Many software developers are averse to providing comprehensive documentation — we prefer to code, however documentation of some form can play an important role in disaster recovery and support and of course efficient and effective knowledge transfer.

At the business level there are also many ways of better managing risk by implementing administrative controls including:

specified ways of working to manage delivery; SCRUM, XP, Waterfall etc.
risk management
quality assurance
effective communication
interviewing, education and training
the working environment and culture
audits
disaster recovery planning
access measures/security measures

PPE?

So finally, what can we do as individual contributors to reduce our own risk of failure? We can’t just don some personal protective equipment (PPE), but what is there to assist us beyond administrative controls? Here are some individual centred actions that help reduce the risk of delivering defectively:

use of code analysis plugins for IDEs that detect bugs and code smells
assistive prompting tools for IDEs
code defensively, assure quality by checking code metrics
using patterns, consulting experienced experts/expert literature
self development, discussion and study etc.
taking good care of ourselves physically and emotionally

There is of course an immediate cost for doing things well enough to keep the risks manageable, and then there are the risks of taking short-cuts. Business should plan to apply the appropriate level of controls commensurate with the risks and of course within budgets.

High internal quality reduces the cost of future features, meaning that putting the time into writing good code actually reduces cost. — Martin Fowler, Is High Quality Software Worth the Cost?

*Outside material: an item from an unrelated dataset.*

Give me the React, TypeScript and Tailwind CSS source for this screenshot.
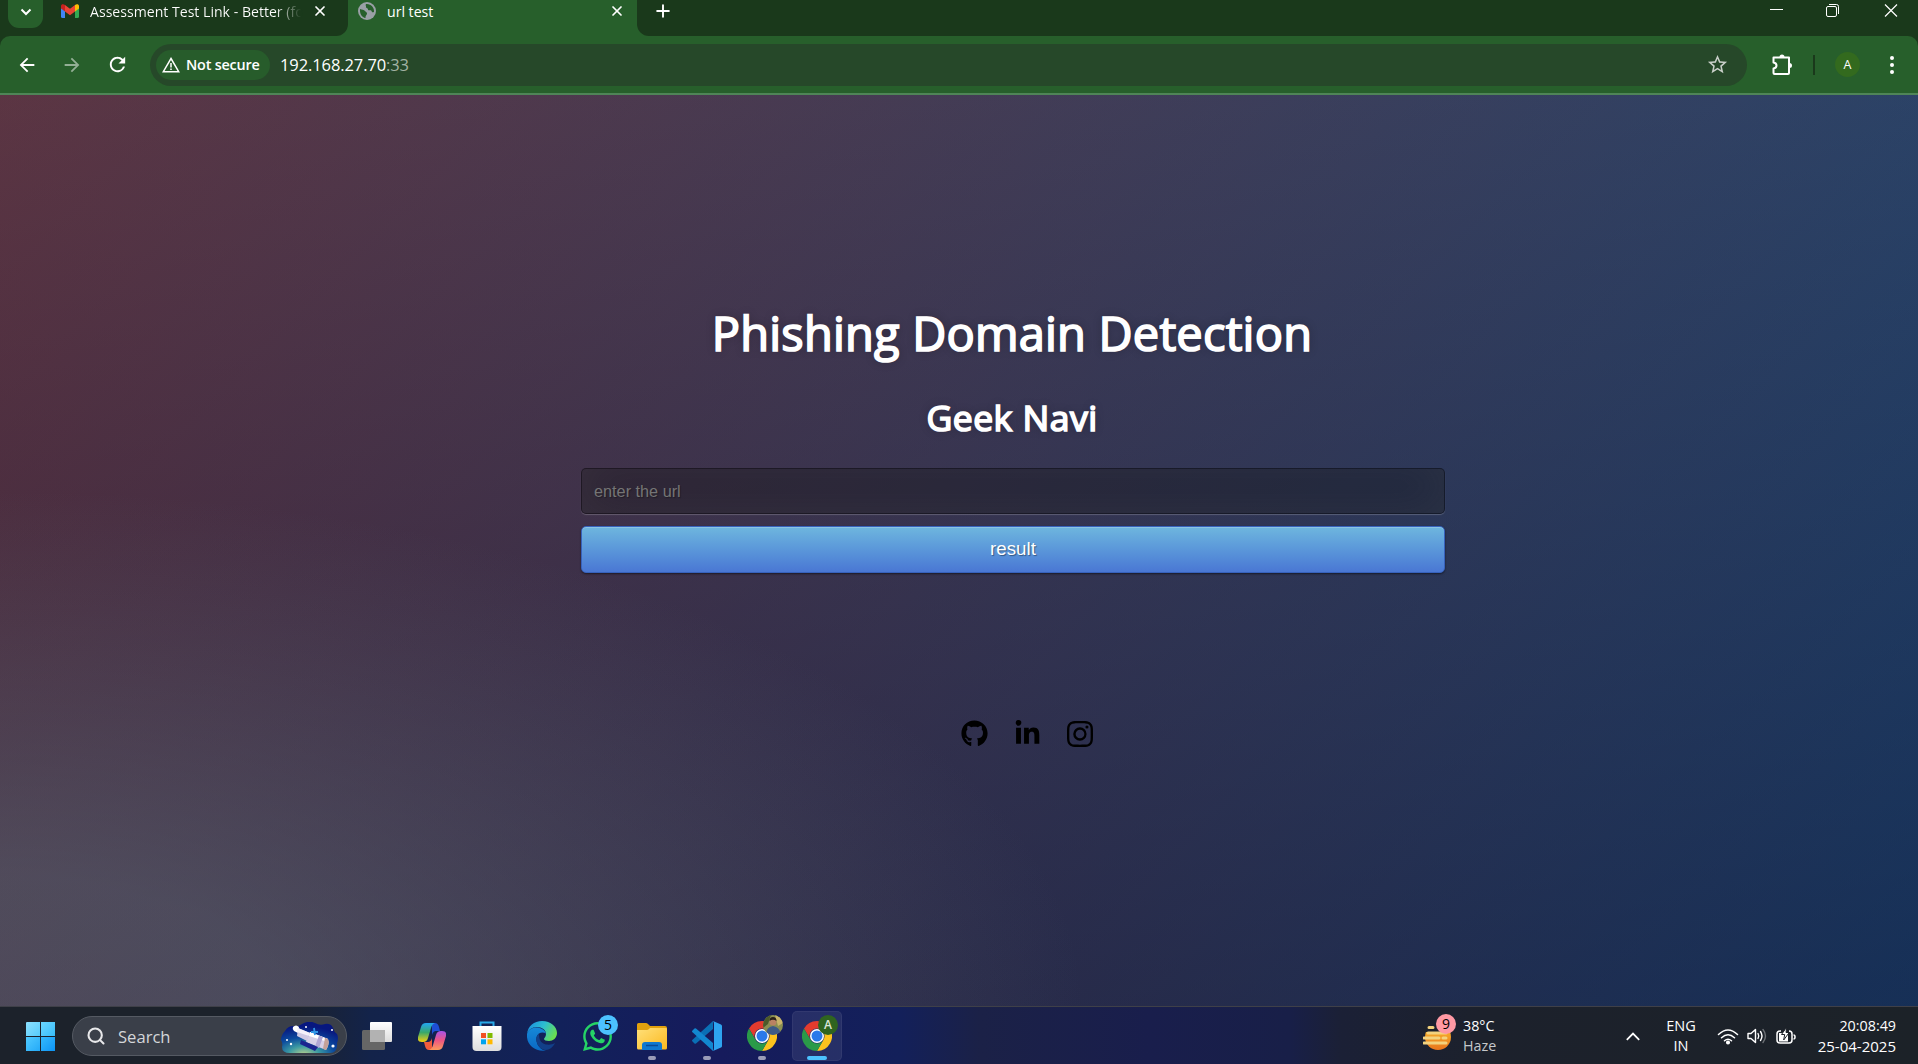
import React from "react";
import { X, Plus, Search } from "lucide-react";
import { FaWhatsapp, FaGithub } from "react-icons/fa";
import { BsInstagram } from "react-icons/bs";
import { FaLinkedinIn } from "react-icons/fa6";
import { MdStarBorder, MdArrowBack, MdArrowForward, MdRefresh } from "react-icons/md";

function TabStrip() {
  return (
    <div className="flex h-9 bg-[#275f2b] text-[14.1px] leading-[18px] text-white">
      <div className="flex w-[348px] items-start rounded-br-[12px] bg-[#1a391b]">
        <div className="ml-2 flex h-7 w-[35px] justify-center rounded-b-[11px] bg-[#275f2b] pt-2">
          <svg width="12" height="8" viewBox="0 0 12 8" fill="none" stroke="#fff" strokeWidth="2"><path d="M1.5 1.5L6 6l4.500-4.500" /></svg>
        </div>
        <svg className="mt-1 ml-[18px]" width="18" height="14" viewBox="0 0 36 28">
          <path d="M0 5v20q0 3 3 3h5V11z" fill="#4285f4" />
          <path d="M36 5v20q0 3-3 3h-5V11z" fill="#34a853" />
          <path d="M28 2v13l8-6V4c0-4-5-5-8-2z" fill="#fbbc04" />
          <path d="M8 2v13L0 9V4c0-4 5-5 8-2z" fill="#c5221f" />
          <path d="M8 2l10 7.500L28 2v13l-10 7.500L8 15z" fill="#ea4335" />
        </svg>
        <div className="mt-[3px] ml-[11px] w-[220px] whitespace-nowrap bg-[linear-gradient(90deg,#fff_84%,#1a391b_96%)] bg-clip-text text-transparent">Assessment Test Link - Better (fo</div>
        <X className="mt-[3px] ml-[2px]" size={16} strokeWidth={2.6} />
      </div>
      <div className="flex w-[289px] items-start">
        <svg className="mt-[2px] ml-[10px]" width="18" height="18" viewBox="0 0 18 18">
          <circle cx="9" cy="9" r="9" fill="#9aa0a6" />
          <path d="M2 7c2 1 4 .5 5 2s2 1 2 2.500S7.500 13 7.500 16C4 15.500 1.600 12 2 7zM8 2c-1 1.500.5 2 0 3S10 6 10 7.500s3 0 3.500 1.500 1 1.500 2.500 1C16.500 5.500 13 1.500 8 2z" fill="#275f2b" />
        </svg>
        <div className="mt-[3px] ml-[11px] flex-1">url test</div>
        <X className="mt-[3px] mr-3" size={16} strokeWidth={2.6} />
      </div>
      <div className="flex flex-1 items-start rounded-bl-[12px] bg-[#1a391b]">
        <Plus className="mt-[1px] ml-[16px]" size={20} strokeWidth={2.300} />
        <div className="flex-1" />
        <svg className="mr-[42px]" width="14" height="20" fill="none" stroke="#fff"><path d="M0 9.500h13" /></svg>
        <svg className="mr-[44px]" width="14" height="20" fill="none" stroke="#fff"><rect x=".5" y="6.500" width="10" height="10" rx="1.500" /><path d="M3 4.500h7.500q2 0 2 2V14" /></svg>
        <svg className="mr-[20px]" width="14" height="20" fill="none" stroke="#fff" strokeWidth="1.200"><path d="M1 4.500l12 12M13 4.500l-12 12" /></svg>
      </div>
    </div>
  );
}

function Toolbar() {
  return (
    <div className="bg-[#1a391b]">
      <div className="flex h-[59px] items-center rounded-t-[10px] border-b-2 border-[#4f8557] bg-[#275f2b] text-white">
        <MdArrowBack className="ml-4" size={22} />
        <MdArrowForward className="ml-[23px] opacity-50" size={22} />
        <MdRefresh className="ml-[23px]" size={23} />
        <div className="ml-[21px] flex h-[42px] w-[1597px] items-center rounded-full bg-[#264829]">
          <div className="ml-1.5 flex h-[30px] w-[114px] items-center rounded-full bg-[#275c2b]">
            <svg className="ml-[6px]" width="18" height="16" viewBox="0 0 18 16" fill="none" stroke="#fff" strokeWidth="1.500"><path d="M9 1.500L16.700 14.700H1.300zM9 6v4.500M9 11.500v1.500" /></svg>
            <span className="ml-[6px] whitespace-nowrap text-[14.4px] font-semibold tracking-[-0.2px]">Not secure</span>
          </div>
          <span className="mt-[2px] ml-[10px] flex-1 text-[16.500px] tracking-[-0.1px]">192.168.27.70<span className="text-[#a3b3a4]">:33</span></span>
          <MdStarBorder className="mr-[18px] text-[#c9cfc9]" size={23} />
        </div>
        <svg className="ml-[23px]" width="24" height="24" viewBox="0 0 24 24" fill="none" stroke="#fff" strokeWidth="2" strokeLinejoin="round">
          <path d="M3.500 4.500h15.500v15.500q0 1-1 1H4.500q-1 0-1-1v-4.500q3-.5 3-3t-3-3z" />
          <path d="M9.500 4a2.500 2.500 0 0 1 5 0zM19.500 10a2.500 2.500 0 0 1 0 5z" fill="#fff" stroke="none" />
        </svg>
        <div className="ml-[19px] h-5 w-[2px] bg-[#1a391b]" />
        <div className="ml-[20px] flex size-[25px] items-center justify-center rounded-full bg-[#336a1e] pt-px text-[12.500px] font-medium">A</div>
        <div className="ml-[30px] flex flex-col gap-[3px]">
          <i className="size-1 rounded-full bg-white" />
          <i className="size-1 rounded-full bg-white" />
          <i className="size-1 rounded-full bg-white" />
        </div>
      </div>
    </div>
  );
}

const heading = "text-center font-normal text-white [-webkit-text-stroke:1.7px_#fff] [text-shadow:0_0_10px_rgba(0,0,0,0.3)]";

function Page() {
  return (
    <main className="flex h-[911px] flex-col items-center bg-[#092756] bg-[radial-gradient(ellipse_farthest-corner_at_0%_100%,rgba(104,128,138,0.4)_10%,rgba(138,114,76,0)_40%),linear-gradient(to_bottom,rgba(57,173,219,0.25)_0%,rgba(42,60,87,0.4)_100%),linear-gradient(135deg,#670d10_0%,#092756_100%)] pl-[108px]">
      <div className="flex w-[864px] flex-col pt-[203px]">
        <h1 className={heading + " pr-[2px] text-[47px] leading-[70px] tracking-[0.2px]"}>Phishing Domain Detection</h1>
        <h2 className={heading + " mt-6 pr-[2px] text-[35.500px] leading-[50px] tracking-[0.500px]"}>Geek Navi</h2>
        <input className="mt-[26px] h-[46px] rounded-[5px] border border-black/30 bg-black/30 px-3 font-['Liberation_Sans',sans-serif] text-[16.25px] text-white shadow-[inset_0_-5px_45px_rgba(100,100,100,0.2),0_1px_1px_rgba(255,255,255,0.2)] outline-none [text-shadow:1px_1px_1px_rgba(0,0,0,0.3)] placeholder:text-[#757575]" placeholder="enter the url" />
        <button className="mt-3 h-[47px] rounded-[5px] border border-[#3762bc] bg-gradient-to-b from-[#6eb6de] to-[#4a77d4] font-['Liberation_Sans',sans-serif] text-[18.75px] text-white shadow-[inset_0_1px_0_rgba(255,255,255,0.2),0_1px_2px_rgba(0,0,0,0.5)] [text-shadow:1px_1px_1px_rgba(0,0,0,0.4)]">result</button>
      </div>
      <div className="mt-[147px] flex items-center gap-[26px] pl-[28px] text-black">
        <FaGithub size={27} />
        <FaLinkedinIn size={27} />
        <BsInstagram size={26} />
      </div>
    </main>
  );
}

function Telescope() {
  return (
    <svg width="58" height="32" viewBox="0 0 58 32">
      <defs>
        <radialGradient id="sky" cx=".4" cy="1.050" r=".9"><stop offset="0" stopColor="#b9d08c" /><stop offset=".3" stopColor="#3b9aa3" /><stop offset=".6" stopColor="#0b4a9e" /><stop offset="1" stopColor="#07177f" /></radialGradient>
      </defs>
      <path d="M4 9q3-5 8-5 5 1 9-2 7-4 13-1 5 3 10 1 6-1 8 4 1 4 4 6 2 4 0 9 1 10-7 10H9q-8 0-8-6 1-4-1-7 0-5 4-9z" fill="url(#sky)" />
      <path d="M12 5q3-3 6 0l-1 6-4-2q-2-2-1-4z" fill="#fff" />
      <path d="M17 6l12 5-3 8-10-5z" fill="#cfc9e4" />
      <path d="M17 6l12 5-1 3-12-4z" fill="#f4f1fa" />
      <path d="M29 10l18 7q2 5-2 11l-20-8z" fill="#d6cfe6" />
      <path d="M29 10l18 7v3l-19-6z" fill="#fff" />
      <path d="M38 13.500l4 1.500-4 11-4-1.500z" fill="#b0a6d4" />
      <path d="M47 17q2 5-2 11l-3-1.200 2-11z" fill="#c3a199" />
      <path d="M20 18l17 7-3 4-15-7z" fill="#1b2390" /><path d="M33 6l1 7M30 10h7" stroke="#3296e6" strokeWidth="1.800" />
      <g fill="#fff"><circle cx="6" cy="18" r="1" /><circle cx="10" cy="22" r="1.200" /><circle cx="25" cy="5" r="1" /><circle cx="51" cy="8" r="1" /><circle cx="52" cy="24" r="1.600" /></g>
    </svg>
  );
}

function TaskView() {
  return (
    <svg width="30" height="28" viewBox="0 0 30 28">
      <defs><linearGradient id="tv" x2="0" y2="1"><stop stopColor="#fff" /><stop offset="1" stopColor="#dcdcdc" /></linearGradient></defs>
      <rect y="8" width="23" height="20" rx="1.500" fill="#666" />
      <rect x="8" width="22" height="20" rx="1" fill="url(#tv)" />
      <path d="M8 8h15v12H8z" fill="#b2b2b2" />
    </svg>
  );
}

function Copilot() {
  return (
    <svg width="28" height="27" viewBox="0 0 28 27">
      <defs>
        <linearGradient id="cp1" x2="0" y2="1"><stop stopColor="#22a6f2" /><stop offset=".5" stopColor="#3aa86a" /><stop offset="1" stopColor="#f7cf0e" /></linearGradient>
        <linearGradient id="cp2" x2="0" y2="1"><stop stopColor="#a653e8" /><stop offset=".5" stopColor="#ee5683" /><stop offset="1" stopColor="#fb9a5a" /></linearGradient>
      </defs>
      <path d="M14 0h3q3 0 4 4l1 4h-4q-3 0-4 4z" fill="#1e4fd6" />
      <path d="M8 0h9q-3 1-4 5l-3 10q-1 4-5 4H4q-5 0-4-5L3 4Q4 0 8 0z" fill="url(#cp1)" />
      <path d="M14 27h-3q-3 0-4-4l-1-4h4q3 0 4-4z" fill="#f05b3c" />
      <path d="M20 27h-9q3-1 4-5l3-10q1-4 5-4h1q5 0 4 5l-3 10q-1 4-5 4z" fill="url(#cp2)" />
    </svg>
  );
}

function Store() {
  return (
    <svg width="30" height="30" viewBox="0 0 30 30">
      <defs><linearGradient id="st" x2="0" y2="1"><stop stopColor="#fff" /><stop offset="1" stopColor="#dedede" /></linearGradient></defs>
      <path d="M8.500 6V1.500h13V6" fill="none" stroke="#29a9e8" strokeWidth="2" />
      <path d="M.5 5h29v21q0 4-4 4h-21q-4 0-4-4z" fill="url(#st)" />
      <path d="M9 12h5v5H9z" fill="#f25022" /><path d="M15.500 12h5v5h-5z" fill="#7fba00" /><path d="M9 18.300h5v5H9z" fill="#00a4ef" /><path d="M15.500 18.300h5v5h-5z" fill="#ffb900" />
    </svg>
  );
}

function Edge() {
  return (
    <svg width="30" height="30" viewBox="0 0 30 30">
      <defs>
        <linearGradient id="eg1" x1="0" y1=".2" x2="1" y2=".6"><stop stopColor="#1b8fe0" /><stop offset=".5" stopColor="#2dbfd0" /><stop offset="1" stopColor="#6be04c" /></linearGradient>
        <linearGradient id="eg2" x2="0" y2="1"><stop stopColor="#1689d8" /><stop offset="1" stopColor="#0a68c4" /></linearGradient>
      </defs>
      <path d="M0 13C1 5 7 0 15 0c9 0 15 6 15 12 0 5-4 8-8 8-3 0-5-1-5-2s2-2 2-5c0-4-4-7-9-7C5 6 1 9 0 13z" fill="url(#eg1)" />
      <path d="M0 13c1-4 5-6.500 9-6.500 5 0 9 2.500 10 6-2-1.500-5-1.500-7 0-4 3-3 9 0 13 2 2.500 4 4 7 4C8 31-1 24 0 13z" fill="url(#eg2)" />
      <path d="M12 12.500c-4 3-3 9 0 13 4 5 12 5 16-3.500-5 3-13 2-15-3-1-2.500-1-5-1-6.500z" fill="#123f88" />
    </svg>
  );
}

function Folder() {
  return (
    <svg width="30" height="27" viewBox="0 0 30 27">
      <defs><linearGradient id="fo" x2="1" y2="1"><stop stopColor="#ffe07a" /><stop offset="1" stopColor="#fcb91f" /></linearGradient></defs>
      <path d="M0 1.500Q0 0 1.500 0H9q1 0 2 1l2 2h15q2 0 2 2v4H0z" fill="#e2a10d" />
      <path d="M0 7h10q1 0 2-1l1-1h16q1 0 1 1v19q0 1.500-1.500 1.500h-27Q0 26.500 0 25z" fill="url(#fo)" />
      <path d="M5 27v-5q0-3 3-3h14q3 0 3 3v5z" fill="#0f78d0" /><path d="M9 22.500h12" stroke="#0a4a96" strokeWidth="1.500" />
    </svg>
  );
}

function VsCode() {
  return (
    <svg width="30" height="30" viewBox="0 0 30 30">
      <path d="M21 0v8L4 22.500q-1 .5-1.500 0L.5 20.500q-1-1 0-1.800z" fill="#0a6fb5" />
      <path d="M21 30v-8L4 7.500Q3 7 2.500 7.500L.5 9.500q-1 1 0 1.800z" fill="#1287d0" />
      <path d="M21 0l8 3.500q1 .5 1 1.500v20q0 1-1 1.500L21 30q1-1 1-3V3q0-2-1-3z" fill="#2ea4f0" />
    </svg>
  );
}

function Chrome() {
  return (
    <svg width="30" height="30" viewBox="-15 -15 30 30">
      <path d="M0-15A15 15 0 0 1 13-7.500H0A7.500 7.500 0 0 0-6.500 3.750L-13-7.500A15 15 0 0 1 0-15z" fill="#e33b2e" />
      <path d="M13-7.500A15 15 0 0 1 0 15L6.500 3.750A7.500 7.500 0 0 0 0-7.500z" fill="#fcc31e" />
      <path d="M0 15A15 15 0 0 1-13-7.500L-6.500 3.750A7.500 7.500 0 0 0 6.500 3.750z" fill="#2a9a48" />
      <circle r="7" fill="#fff" /><circle r="5.500" fill="#2a79ea" />
    </svg>
  );
}

function Cell({ children, badge, dot, active }: { children: React.ReactNode; badge?: React.ReactNode; dot?: boolean; active?: boolean }) {
  return (
    <div className={"relative flex h-[50px] w-[50px] shrink-0 items-center justify-center rounded-[5px] " + (active ? "bg-white/8 ring-1 ring-white/5 ring-inset" : "")}>
      {children}
      {badge}
      {dot && <i className={"absolute bottom-[1px] h-1 rounded-full " + (active ? "w-5 bg-[#4cc2ff]" : "w-2 bg-[#9a9cb8]")} />}
    </div>
  );
}

const badgeBox = "absolute top-[4px] left-[26px] flex size-5 items-center justify-center overflow-hidden rounded-full ";

function Taskbar() {
  return (
    <footer className="flex h-[58px] items-center border-t border-[#3f4048] bg-[linear-gradient(90deg,#1c222b_0,#1c222b_290px,#13234a_370px,#12215a_560px,#161b5c_720px,#13205a_900px,#1b2147_980px,#191e4c_1150px,#181f48_1290px,#1b2036_1340px,#1c212c_1480px,#1c2228_1918px)] pt-px text-[15px] leading-5 text-white">
      <div className="ml-[26px] grid grid-cols-2 gap-px">
        <i className="size-[14px] rounded-tl-[1px] bg-gradient-to-br from-[#8be0ff] to-[#55ccfb]" />
        <i className="size-[14px] bg-gradient-to-br from-[#6ad6ff] to-[#35bdf9]" />
        <i className="size-[14px] bg-gradient-to-br from-[#4fcaff] to-[#22aaf8]" />
        <i className="size-[14px] bg-gradient-to-br from-[#34b9fc] to-[#0a94f5]" />
      </div>
      <div className="ml-[17px] flex h-10 w-[275px] items-center rounded-full border border-[#555a63] bg-[#3a3f49]">
        <Search className="ml-[13px]" size={20} strokeWidth={2.500} color="#e8e8ea" />
        <span className="mt-px ml-[12px] flex-1 text-[16.600px] text-[#d4d6d9]">Search</span>
        <div className="mt-1 mr-[7px]"><Telescope /></div>
      </div>
      <div className="ml-[5px] flex gap-[5px]">
        <Cell><TaskView /></Cell>
        <Cell><Copilot /></Cell>
        <Cell><Store /></Cell>
        <Cell><Edge /></Cell>
        <Cell badge={<b className={badgeBox + "bg-[#4cc2ff] text-[14px] font-normal text-black"}>5</b>}><FaWhatsapp size={33} color="#25d366" /></Cell>
        <Cell dot><Folder /></Cell>
        <Cell dot><VsCode /></Cell>
        <Cell dot badge={
          <b className={badgeBox + "bg-[#8a8f52]"}>
            <svg width="20" height="20" viewBox="0 0 20 20"><path d="M0 0h8l-3 9-5 4z" fill="#4d5a2a" /><path d="M12 0h8v8l-5 3z" fill="#c9b46a" /><path d="M3 20q0-8 7-9 7 1 8 9z" fill="#3d5a86" /><circle cx="10" cy="7" r="3.500" fill="#b98263" /><path d="M6.500 6q0-4 3.500-4t3.500 4q-3.500-2.500-7 0z" fill="#2a2018" /></svg>
          </b>}><Chrome /></Cell>
        <Cell dot active badge={<b className={badgeBox + "bg-[#2f6420] text-[12px] font-semibold text-[#dbe6d8]"}>A</b>}><Chrome /></Cell>
      </div>
      <div className="relative ml-[581px] flex h-[50px] w-10 items-center">
        <svg className="mt-1" width="30" height="25" viewBox="0 0 30 25">
          <defs><linearGradient id="sun" x2="0" y2="1"><stop stopColor="#fcc330" /><stop offset="1" stopColor="#e8741c" /></linearGradient></defs>
          <circle cx="15" cy="11" r="13" fill="url(#sun)" />
          <path d="M0 0h30v6H0z" fill="#1c212c" />
          <path d="M6 1.500h4M5 7h18M1 12h15M20 12h3M1 17h22" stroke="#f3d27e" strokeWidth="3" strokeLinecap="round" />
        </svg>
        <b className="absolute top-[3px] left-[13px] flex size-5 items-center justify-center rounded-full bg-[#ff99a4] text-[14px] font-normal text-black">9</b>
      </div>
      <div className="w-[40px] text-[14.300px]"><div>38°C</div><div className="text-[#c5c8cb]">Haze</div></div>
      <div className="flex-1" />
      <svg className="mr-[26px]" width="14" height="9" viewBox="0 0 14 9" fill="none" stroke="#fff" strokeWidth="1.800"><path d="M.8 7.800L7 1.600l6.200 6.200" /></svg>
      <div className="w-[30px] text-center text-[14.500px]"><div>ENG</div><div>IN</div></div>
      <svg className="ml-[21px]" width="22" height="17" viewBox="0 0 22 17" fill="none" stroke="#fff" strokeWidth="1.500" strokeLinecap="round">
        <path d="M1.500 6.500q9.500-9 19 0M4.500 9.700q6.500-6 13 0M7.500 12.700q3.500-3 7 0" /><circle cx="11" cy="14.500" r="1.300" fill="#fff" />
      </svg>
      <svg className="ml-[8px]" width="20" height="18" viewBox="0 0 20 18" fill="none" stroke="#fff" strokeWidth="1.400" strokeLinecap="round" strokeLinejoin="round">
        <path d="M1 6.500h3l4.500-4v13l-4.500-4H1zM11 6.500q1.500 2.500 0 5M13.500 4.500q3 4.500 0 9" /><path d="M16 2.500q5 6.500 0 13" opacity=".35" />
      </svg>
      <svg className="ml-[9px]" width="20" height="18" viewBox="0 0 20 18" fill="none" stroke="#fff" strokeWidth="1.500">
        <path d="M5 4H4Q1 4 1 7v6q0 3 3 3h9q3 0 3-3V7q0-3-3-3" /><path d="M17.500 8q1.500 0 1.500 2t-1.500 2" />
        <path d="M3 6h9v8.500H3z" fill="#fff" stroke="none" />
        <path d="M10.800 0L5.500 7.500h3.200l-1 5.500 5.500-7.500h-3.200z" fill="#fff" stroke="#1c2128" strokeWidth="1" />
      </svg>
      <div className="mr-[22px] ml-[20px] w-[80px] text-right"><div className="text-[14.300px]">20:08:49</div><div>25-04-2025</div></div>
    </footer>
  );
}

export default function App() {
  return (
    <div className="flex h-[1064px] w-[1918px] flex-col overflow-hidden bg-[#1a391b] font-['Open_Sans','Noto_Sans',sans-serif]">
      <TabStrip />
      <Toolbar />
      <Page />
      <Taskbar />
    </div>
  );
}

As individual contributors, we can have the most significant effect on successful delivery. Making sure we deliver quality and encouraging others to do so, will help raise the bar and reduce the total-cost-of-ownership. It is better to spend 2 months delivering a project properly, than it is to spend 1 month delivering a project poorly, and then have to spend more time dealing with the consequences of bugs, defects and code that will be hard to maintain and may roll on for many months.